Start from word = "a". In each operation, append a transformed copy where every character is shifted by +1 in alphabet order (z wraps to a). Return the k-th character in the infinite process result.

Key Insight

You do not need to build the string. For position k (1-indexed), let x = k - 1. Every set bit in x means this position came from an "appended shifted half" once, so total shifts equal popcount(x). Final answer is 'a' + popcount(k - 1).

Algorithm

- Compute x = k - 1.
- Count set bits in x.
- Return character (char)('a' + bits).

Complexity Analysis

Time: O(log k) (bit counting).
Space: O(1).

Common Pitfalls

- Treating k as 0-indexed directly (must use k-1).
- Simulating full string growth, which is unnecessary.
- Forgetting this problem's result stays within lowercase letters for constraints.

Reference Implementations (Java / Go / C++ / Python / JavaScript)

class Solution {
    public char kthCharacter(int k) {
        int shifts = Integer.bitCount(k - 1);
        return (char) ('a' + shifts);
    }
}

import "math/bits"

func kthCharacter(k int) byte {
    shifts := bits.OnesCount(uint(k - 1))
    return byte('a' + shifts)
}

class Solution {
public:
    char kthCharacter(int k) {
        int shifts = __builtin_popcount(k - 1);
        return static_cast<char>('a' + shifts);
    }
};

class Solution:
    def kthCharacter(self, k: int) -> str:
        shifts = (k - 1).bit_count()
        return chr(ord('a') + shifts)

var kthCharacter = function(k) {
  let x = k - 1;
  let shifts = 0;
  while (x > 0) {
    x &= (x - 1);
    shifts++;
  }
  return String.fromCharCode('a'.charCodeAt(0) + shifts);
};

中文

题目概述

初始字符串是 "a"。每次操作把当前串的每个字符做 +1 变换后拼接到末尾（z 回到 a）。求最终过程中的第 k 个字符。

核心思路

不需要真的构造字符串。对第 k 位（1 下标），令 x = k - 1。x 的每个二进制 1，都表示该位置在某一层来自右半部分（即被整体 +1 一次），所以总位移次数就是 popcount(x)。

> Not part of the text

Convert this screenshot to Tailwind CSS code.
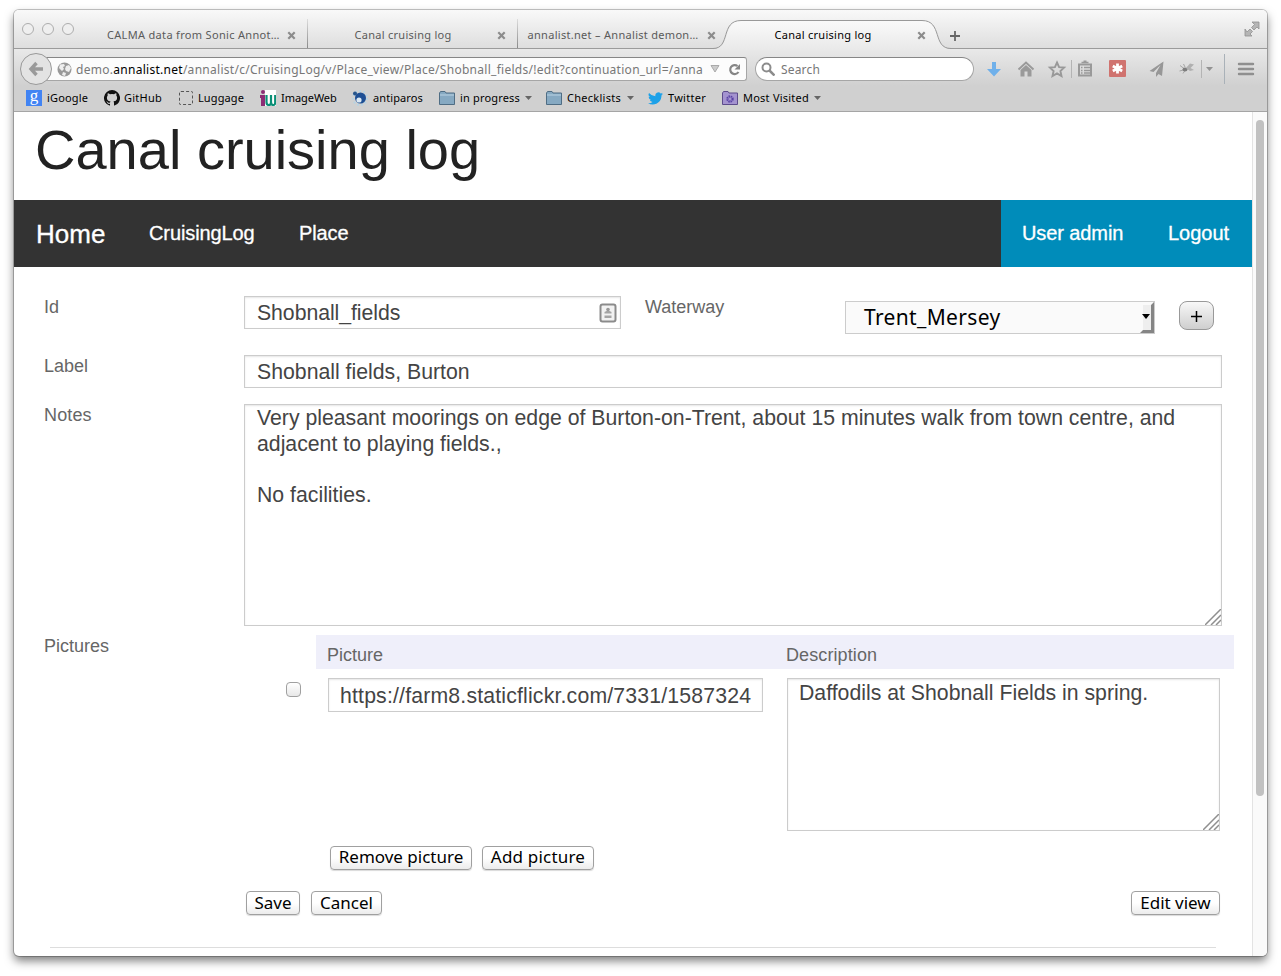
<!DOCTYPE html>
<html lang="en">
<head>
<meta charset="utf-8">
<title>Canal cruising log</title>
<script src="https://cdn.jsdelivr.net/npm/@tailwindcss/browser@4"></script>
</head>
<body class="bg-white overflow-hidden">
<svg width="0" height="0" class="absolute">
  <defs>
    <symbol id="x" viewBox="0 0 9 9"><path d="M1.3 1.3l6.4 6.4M7.7 1.3L1.3 7.7" stroke="#8c8c8c" stroke-width="2.2"/></symbol>
    <symbol id="folder" viewBox="0 0 16 14"><path d="M.5 13.500V2l1-1.500h4.500l1 1.500h8.500v11.500z" fill="#86a9c2" stroke="#4f6d84"/><path d="M1 4h14" stroke="#b9d2e3"/></symbol>
    <symbol id="grip" viewBox="0 0 16 16"><path d="M0 16L16 0M6 16L16 6M11 16l5-5" stroke="#8f8f8f" stroke-width="1.500"/></symbol>
  </defs>
</svg>
<div class="w-[1281px] h-[976px] pl-[14px] pt-[10px]">
<div class="w-[1253px] h-[946px] rounded-[5px] overflow-hidden flex flex-col bg-white shadow-[0_0_0_1px_rgba(0,0,0,0.22),0_5px_10px_rgba(0,0,0,0.5)] font-['Noto_Sans',sans-serif]">

  <!-- tab strip -->
  <div class="relative h-[39px] shrink-0 flex bg-linear-to-b from-[#f9f9f9] to-[#dedede] border-b border-[#9b9b9b] text-[11px] text-[#5a5a5a]">
    <svg class="absolute left-[686px] top-[10px]" width="260" height="30" viewBox="0 0 260 30">
      <defs><linearGradient id="tg" x1="0" y1="0" x2="0" y2="1"><stop offset="0" stop-color="#fafafa"/><stop offset="1" stop-color="#e9e9e9"/></linearGradient></defs>
      <path d="M14 30V28.500C31 28.500 22 .5 42 .5H222C242 .5 233 28.500 250 28.500V30z" fill="url(#tg)"/>
      <path d="M10 28.500H13C31 28.500 20 .5 41 .5H222C243 .5 232 28.500 251 28.500H254" fill="none" stroke="#999"/>
    </svg>
    <div class="flex w-[83px] gap-[8px] pl-[8px] pt-[13px]">
      <i class="size-3 rounded-full border border-[#adadad] bg-[#efefef]"></i><i class="size-3 rounded-full border border-[#adadad] bg-[#efefef]"></i><i class="size-3 rounded-full border border-[#adadad] bg-[#efefef]"></i>
    </div>
    <div class="relative flex items-center w-[211px] pl-[10px] pt-[12px]"><div class="w-[172px] text-center whitespace-nowrap tracking-[0.32px]">CALMA data from Sonic Annot…</div><svg class="ml-[8px] size-[9px]"><use href="#x"/></svg><i class="ml-auto mt-[-4px] w-px h-[29px] bg-linear-to-b from-[#ddd] to-[#8a8a8a]"></i></div>
    <div class="relative flex items-center w-[210px] pl-[9px] pt-[12px]"><div class="w-[172px] text-center whitespace-nowrap tracking-[0.27px]">Canal cruising log</div><svg class="ml-[8px] size-[9px]"><use href="#x"/></svg><i class="ml-auto mt-[-4px] w-px h-[29px] bg-linear-to-b from-[#ddd] to-[#8a8a8a]"></i></div>
    <div class="relative flex items-center w-[210px] pl-[9px] pt-[12px]"><div class="w-[172px] text-center whitespace-nowrap tracking-[0.3px]">annalist.net – Annalist demon…</div><svg class="ml-[8px] size-[9px]"><use href="#x"/></svg></div>
    <div class="relative flex items-center w-[210px] pl-[9px] pt-[12px] text-black"><div class="w-[172px] text-center whitespace-nowrap tracking-[0.27px]">Canal cruising log</div><svg class="ml-[8px] size-[9px]"><use href="#x"/></svg></div>
    <svg class="ml-[11px] mt-[20px]" width="12" height="12"><path d="M6 1v10M1 6h10" stroke="#666" stroke-width="1.800"/></svg>
    <svg class="ml-auto mr-[7px] mt-[11px]" width="16" height="16"><path d="M8 1h7v7l-2-2-3 3-2.500-2.500 3-3zM1 8v7h7l-2-2 2.500-2.500L6 8 3 11z" fill="#b5b5b5" stroke="#909090" stroke-width=".8"/></svg>
  </div>

  <!-- navigation toolbar -->
  <div class="h-[37px] shrink-0 flex items-center pt-[3px] bg-linear-to-b from-[#e9e9e9] to-[#d0d0d0] text-[12px] text-[#777]">
    <div class="relative z-10 ml-[6px] size-[32px] rounded-full border border-[#999] bg-[#e3e3e3] flex items-center justify-center"><svg width="16" height="16"><path d="M8.500 2L3 8l5.500 6M3 8h12" fill="none" stroke="#9a9a9a" stroke-width="3.400"/></svg></div>
    <div class="-ml-[6px] w-[701px] h-[24px] rounded-r-[3px] border border-[#a6a6a6] border-t-[#868686] bg-[#fcfcfc] flex items-center pl-[10px]">
      <svg width="15" height="15"><circle cx="7.500" cy="7.500" r="7" fill="#999"/><path d="M3 2.500l4-.5 1 2-2 1 1 2-2 2-3-3zM9 4l3-1 2 3-2 4-3-1-1-2zM6 10l3 1-1 3-3-1z" fill="#eee"/></svg>
      <div class="ml-[4px] mt-[2px] w-[627px] overflow-hidden whitespace-nowrap tracking-[0.278px]">demo.<b class="font-normal text-black">annalist.net</b>/annalist/c/CruisingLog/v/Place_view/Place/Shobnall_fields/!edit?continuation_url=/anna</div>
      <svg class="ml-[7px]" width="10" height="8"><path d="M1 .5h8L5 7z" fill="#ccc" stroke="#aaa"/></svg>
      <svg class="ml-[8px]" width="13" height="13"><path d="M10.500 9A4.500 4.500 0 1 1 9.500 3" fill="none" stroke="#858585" stroke-width="2.200"/><path d="M6.500 6.500H12V1z" fill="#858585"/></svg>
    </div>
    <div class="ml-[8px] w-[219px] h-[24px] rounded-full border border-[#a6a6a6] border-t-[#868686] bg-white flex items-center pl-[5px]">
      <svg width="14" height="14"><circle cx="5.500" cy="5.500" r="4" fill="none" stroke="#8c8c8c" stroke-width="2"/><path d="M8.500 8.500l5 5" stroke="#8c8c8c" stroke-width="2.500"/></svg>
      <span class="ml-[6px] mt-[2px] tracking-[0.17px]">Search</span>
    </div>
    <svg class="ml-[13px]" width="275" height="30" viewBox="987 54 275 30" fill="none">
      <path d="M992 62h4v7h5l-7 7.500-7-7.500h5z" fill="#6fb0ea"/>
      <path d="M1018.500 69.500l7.500-7 7.500 7" stroke="#9a9a9a" stroke-width="2"/><path d="M1020.500 70l5.500-5 5.500 5v6.500h-4v-5h-3v5h-4z" fill="#9a9a9a"/>
      <path d="M1057 62.500l2.100 4.600 5 .5-3.700 3.400 1.100 5-4.500-2.600-4.500 2.600 1.100-5-3.700-3.400 5-.5z" stroke="#999" stroke-width="1.900"/>
      <path d="M1071.500 60v18M1201.500 60v18" stroke="#b4b4b4"/>
      <path d="M1079 64.500h12v11h-12z" stroke="#999" stroke-width="2"/><path d="M1081.500 62.500h7M1081 67.500h1.500M1084 67.500h6M1081 70.500h1.500M1084 70.500h6M1081 73h1.500M1084 73h6" stroke="#999" stroke-width="1.300"/><path d="M1083.500 61.500h3" stroke="#999" stroke-width="2"/>
      <rect x="1109" y="60" width="17" height="17" rx="1" fill="#d0736f"/><path d="M1117.500 63.500v10M1112.800 66l9.400 5M1122.200 66l-9.400 5" stroke="#fff" stroke-width="2.800"/>
      <path d="M1163.500 61.500l-14 9.500 4 1 7-7-4.500 8v4l2.500-3 3.500 2z" fill="#979797"/>
      <path d="M1180 65.500l4 3M1179.500 71l4-1M1183 73.500l2-3M1183.500 64l1.500 3" stroke="#a5a5a5"/><ellipse cx="1185" cy="69.500" rx="2.500" ry="2" fill="#7d7d7d"/><path d="M1186 68l4-4.500 4 1-3.500 3.500 3.500 2-4 1z" fill="#b0b0b0"/>
      <path d="M1206 67h7l-3.500 4z" fill="#929292"/>
      <path d="M1224.500 54v30" stroke="#a9b1b8"/>
      <path d="M1239 64h14M1239 69h14M1239 74h14" stroke="#8f8f8f" stroke-width="2.400" stroke-linecap="round"/>
    </svg>
  </div>

  <!-- bookmarks bar -->
  <div class="h-[26px] shrink-0 flex items-center bg-[#d0d0d0] border-b border-[#a5a5a5] text-[11px] text-black whitespace-nowrap pb-px">
    <div class="w-[78px] pl-[12px] flex items-center gap-[5px] tracking-[0.15px]"><div class="size-[16px] bg-[#4284f3] text-white font-['Liberation_Serif',serif] text-[17px] leading-[12px] text-center">g</div>iGoogle</div>
    <div class="w-[74px] pl-[12px] flex items-center gap-[4px] tracking-[0.24px]"><svg width="16" height="16" viewBox="0 0 16 16"><path fill="#111" d="M8 0a8 8 0 0 0-2.530 15.590c.4.070.55-.17.55-.38v-1.340c-2.230.48-2.700-1.070-2.700-1.070-.36-.93-.89-1.180-.89-1.180-.73-.5.050-.49.050-.49.800.060 1.230.83 1.230.83.720 1.220 1.870.87 2.330.66.070-.52.280-.87.510-1.070-1.780-.2-3.640-.89-3.640-3.950 0-.87.310-1.590.82-2.150-.08-.2-.36-1.020.08-2.120 0 0 .67-.21 2.200.82a7.600 7.600 0 0 1 4 0c1.530-1.040 2.200-.82 2.200-.82.440 1.100.160 1.920.080 2.120.51.560.82 1.270.82 2.150 0 3.070-1.870 3.750-3.650 3.950.29.250.54.730.54 1.480v2.190c0 .21.150.46.550.38A8 8 0 0 0 8 0z"/></svg>GitHub</div>
    <div class="w-[81px] pl-[13px] flex items-center gap-[5px] tracking-[0.11px]"><div class="size-[14px] border border-dashed border-[#555] rounded-[2px]"></div>Luggage</div>
    <div class="w-[92px] pl-[13px] flex items-center gap-[5px] tracking-[-0.05px]"><svg width="16" height="16"><path d="M5 0h11v16H5z" fill="#fff"/><circle cx="3" cy="2" r="2" fill="#8c2d75"/><path d="M0 5h5v11H1V8H0z" fill="#8c2d75"/><path d="M6.500 5v7q0 3 2.300 3t2.200-3V5v7q0 3 2.200 3t2-3V5" fill="none" stroke="#0b8f76" stroke-width="2.200"/></svg>ImageWeb</div>
    <div class="w-[88px] pl-[13px] flex items-center gap-[5px] tracking-[0.11px]"><svg width="16" height="16"><circle cx="8" cy="8" r="7" fill="none" stroke="#b7d3e3" stroke-width="2" stroke-dasharray="2 2"/><circle cx="8.500" cy="8" r="5.500" fill="#1d4f95"/><circle cx="7" cy="10" r="2.600" fill="#dce9f3"/><circle cx="3" cy="3.500" r="2" fill="#27558c"/></svg>antiparos</div>
    <div class="w-[107px] pl-[12px] flex items-center gap-[5px] tracking-[0.17px]"><svg width="16" height="14"><use href="#folder"/></svg>in progress<svg width="7" height="5"><path d="M0 0h7L3.500 4z" fill="#666"/></svg></div>
    <div class="w-[102px] pl-[12px] flex items-center gap-[5px] tracking-[0.27px]"><svg width="16" height="14"><use href="#folder"/></svg>Checklists<svg class="ml-[1px]" width="7" height="5"><path d="M0 0h7L3.500 4z" fill="#666"/></svg></div>
    <div class="w-[73px] pl-[12px] flex items-center gap-[5px] tracking-[0.27px]"><svg width="15" height="13" viewBox="0 2 24 20"><path fill="#1da1e8" d="M24 4.560a9.800 9.800 0 0 1-2.830.78 4.940 4.940 0 0 0 2.170-2.720 9.900 9.900 0 0 1-3.130 1.190 4.920 4.920 0 0 0-8.380 4.480A14 14 0 0 1 1.670 3.150a4.920 4.920 0 0 0 1.520 6.570 4.900 4.900 0 0 1-2.230-.61 4.930 4.930 0 0 0 3.950 4.890 4.900 4.900 0 0 1-2.220.08 4.930 4.930 0 0 0 4.600 3.420A9.870 9.870 0 0 1 0 19.540 13.940 13.940 0 0 0 7.550 21.750c9.140 0 14.310-7.720 13.990-14.640A10 10 0 0 0 24 4.560z"/></svg>Twitter</div>
    <div class="pl-[13px] flex items-center gap-[5px] tracking-[0.23px]"><svg width="16" height="14"><path d="M.5 13.500V2l1-1.500h4.500l1 1.500h8.500v11.500z" fill="#a493cf" stroke="#5d4c8c"/><circle cx="8" cy="8" r="2.600" fill="none" stroke="#5a43a5" stroke-width="2.200" stroke-dasharray="1.400 .7"/></svg>Most Visited<svg width="7" height="5"><path d="M0 0h7L3.500 4z" fill="#666"/></svg></div>
  </div>

  <!-- page -->
  <div class="flex h-[844px] font-['Liberation_Sans',sans-serif]">
    <div class="w-[1238px] flex flex-col text-[#666]">
      <h1 class="h-[88px] pl-[21px] text-[56px] leading-[75px] text-[#222] whitespace-nowrap">Canal cruising log</h1>
      <nav class="h-[67px] shrink-0 bg-[#333] flex items-center text-white text-[20px] leading-[28px] whitespace-nowrap [-webkit-text-stroke:0.3px_white]">
        <div class="w-[113px] pl-[22px] text-[26px]">Home</div>
        <div class="w-[150px] pl-[22px] pb-[2px] tracking-[-0.1px]">CruisingLog</div>
        <div class="pl-[22px] pb-[2px] tracking-[-0.1px]">Place</div>
        <div class="ml-auto w-[251px] h-full bg-[#008cba] flex items-center pl-[21px] pb-[2px]"><div class="w-[146px] tracking-[-0.1px]">User admin</div><div>Logout</div></div>
      </nav>
      <div class="pl-[30px] pt-[29px] text-[18px]">
        <div class="flex h-[59px]">
          <div class="w-[200px] leading-[22px]">Id</div>
          <div class="w-[377px] h-[33px] border border-[#ccc] shadow-[inset_0_1px_2px_rgba(0,0,0,0.1)] flex items-center justify-between pl-[12px] pr-[3px] text-[21.250px] text-[#444]"><span class="pt-[2px] tracking-[-0.06px]">Shobnall_fields</span><svg width="18" height="20"><rect x="1.500" y="1.500" width="15" height="17" rx="2" fill="#f2f2f2" stroke="#8b8b8b" stroke-width="2"/><circle cx="9" cy="6.500" r="1.800" fill="#999"/><path d="M5.500 10.500h7v-1.500l-2-1h-3l-2 1zM5.500 12.500h7v2.500h-7z" fill="#a5a5a5"/></svg></div>
          <div class="ml-[24px] w-[200px] leading-[22px]">Waterway</div>
          <div class="mt-[5px] w-[310px] h-[33px] border border-[#ccc] bg-[#fafafa] flex items-center justify-between pl-[18px] font-['Noto_Sans',sans-serif] text-[21px] text-black tracking-[0.35px]">Trent_Mersey<svg width="14" height="31"><path d="M3 3h8v26H3z" fill="#eee"/><path d="M0 31l3-3h8V3l3-3v31z" fill="#858585"/><path d="M2 12h8l-4 5z" fill="#000"/></svg></div>
          <div class="ml-[24px] mt-[5px] w-[35px] h-[29px] rounded-[8px] border border-[#999] bg-linear-to-b from-[#f8f8f8] to-[#cfcfcf] flex items-center justify-center"><svg class="mt-[2px]" width="11" height="11"><path d="M5.500 0v11M0 5.500h11" stroke="#000" stroke-width="1.500"/></svg></div>
        </div>
        <div class="flex h-[49px]">
          <div class="w-[200px] leading-[22px]">Label</div>
          <div class="w-[978px] h-[33px] border border-[#ccc] shadow-[inset_0_1px_2px_rgba(0,0,0,0.1)] flex items-center pl-[12px] pt-[2px] text-[21.250px] text-[#444]">Shobnall fields, Burton</div>
        </div>
        <div class="flex h-[231px]">
          <div class="w-[200px] leading-[22px] tracking-[0.15px]">Notes</div>
          <div class="relative w-[978px] h-[222px] border border-[#ccc] shadow-[inset_0_1px_2px_rgba(0,0,0,0.1)] pl-[12px] pt-px text-[21.250px] leading-[25.600px] text-[#444] whitespace-nowrap">Very pleasant moorings on edge of Burton-on-Trent, about 15 minutes walk from town centre, and<br>adjacent to playing fields.,<br><br>No facilities.<svg class="absolute right-0 bottom-0 size-[16px]"><use href="#grip"/></svg></div>
        </div>
        <div class="flex h-[256px]">
          <div class="w-[200px] leading-[22px]">Pictures</div>
          <div class="w-[72px] pl-[42px] pt-[47px]"><div class="size-[15px] rounded-[4px] border border-[#a0a0a0] bg-linear-to-b from-white to-[#e8e8e8]"></div></div>
          <div class="w-[918px]">
            <div class="h-[34px] bg-[#efeffa] flex pl-[11px] leading-[40px]"><div class="w-[459px]">Picture</div><div class="tracking-[0.1px]">Description</div></div>
            <div class="pt-[9px] pl-[12px] flex gap-[24px] text-[21.250px] text-[#444] whitespace-nowrap">
              <div class="w-[435px] h-[34px] border border-[#ccc] shadow-[inset_0_1px_2px_rgba(0,0,0,0.1)] flex items-center pl-[11px] pt-[3px] tracking-[0.17px]">https://farm8.staticflickr.com/7331/1587324</div>
              <div class="relative w-[433px] h-[153px] border border-[#ccc] shadow-[inset_0_1px_2px_rgba(0,0,0,0.1)] pl-[11px] pt-px leading-[27px]">Daffodils at Shobnall Fields in spring.<svg class="absolute right-0 bottom-0 size-[16px]"><use href="#grip"/></svg></div>
            </div>
            <div class="pt-[15px] pl-[14px] flex gap-[10px] font-['Noto_Sans',sans-serif] text-[17px] text-black whitespace-nowrap">
              <div class="w-[142px] h-[24px] pb-[2px] rounded-[4px] border border-[#a0a0a0] bg-linear-to-b from-white from-50% to-[#ececec] shadow-[0_1px_1px_rgba(0,0,0,0.15)] flex items-center justify-center">Remove picture</div>
              <div class="w-[112px] h-[24px] pb-[2px] rounded-[4px] border border-[#a0a0a0] bg-linear-to-b from-white from-50% to-[#ececec] shadow-[0_1px_1px_rgba(0,0,0,0.15)] flex items-center justify-center tracking-[0.2px]">Add picture</div>
            </div>
          </div>
        </div>
        <div class="flex pl-[202px] w-[1176px] h-[56px] font-['Noto_Sans',sans-serif] text-[17px] text-black whitespace-nowrap">
          <div class="w-[54px] h-[24px] rounded-[4px] border border-[#a0a0a0] bg-linear-to-b from-white from-50% to-[#ececec] shadow-[0_1px_1px_rgba(0,0,0,0.15)] flex items-center justify-center">Save</div>
          <div class="ml-[11px] w-[71px] h-[24px] rounded-[4px] border border-[#a0a0a0] bg-linear-to-b from-white from-50% to-[#ececec] shadow-[0_1px_1px_rgba(0,0,0,0.15)] flex items-center justify-center">Cancel</div>
          <div class="ml-auto w-[89px] h-[24px] rounded-[4px] border border-[#a0a0a0] bg-linear-to-b from-white from-50% to-[#ececec] shadow-[0_1px_1px_rgba(0,0,0,0.15)] flex items-center justify-center">Edit view</div>
        </div>
        <div class="ml-[6px] w-[1166px] h-px bg-[#ddd]"></div>
      </div>
    </div>
    <div class="w-[15px] bg-[#fafafa] border-l border-[#e3e3e3] pl-[3px] pt-[8px]"><div class="w-[8px] h-[676px] rounded-full bg-[#c1c1c1]"></div></div>
  </div>
</div>
</div>
</body>
</html>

答案即 'a' + popcount(k - 1)。

算法步骤

- 计算 x = k - 1。
- 统计 x 的 1 的个数。
- 返回字符 (char)('a' + bits)。

复杂度分析

时间复杂度：O(log k)（统计二进制位）。
空间复杂度：O(1)。

常见陷阱

- 把 k 直接当 0 下标使用（应先减 1）。
- 误以为必须完整模拟字符串增长。
- 忽略题目约束下结果始终在小写字母范围内。

多语言参考实现（Java / Go / C++ / Python / JavaScript）

class Solution {
    public char kthCharacter(int k) {
        int shifts = Integer.bitCount(k - 1);
        return (char) ('a' + shifts);
    }
}

import "math/bits"

func kthCharacter(k int) byte {
    shifts := bits.OnesCount(uint(k - 1))
    return byte('a' + shifts)
}

class Solution {
public:
    char kthCharacter(int k) {
        int shifts = __builtin_popcount(k - 1);
        return static_cast<char>('a' + shifts);
    }
};

class Solution:
    def kthCharacter(self, k: int) -> str:
        shifts = (k - 1).bit_count()
        return chr(ord('a') + shifts)

var kthCharacter = function(k) {
  let x = k - 1;
  let shifts = 0;
  while (x > 0) {
    x &= (x - 1);
    shifts++;
  }
  return String.fromCharCode('a'.charCodeAt(0) + shifts);
};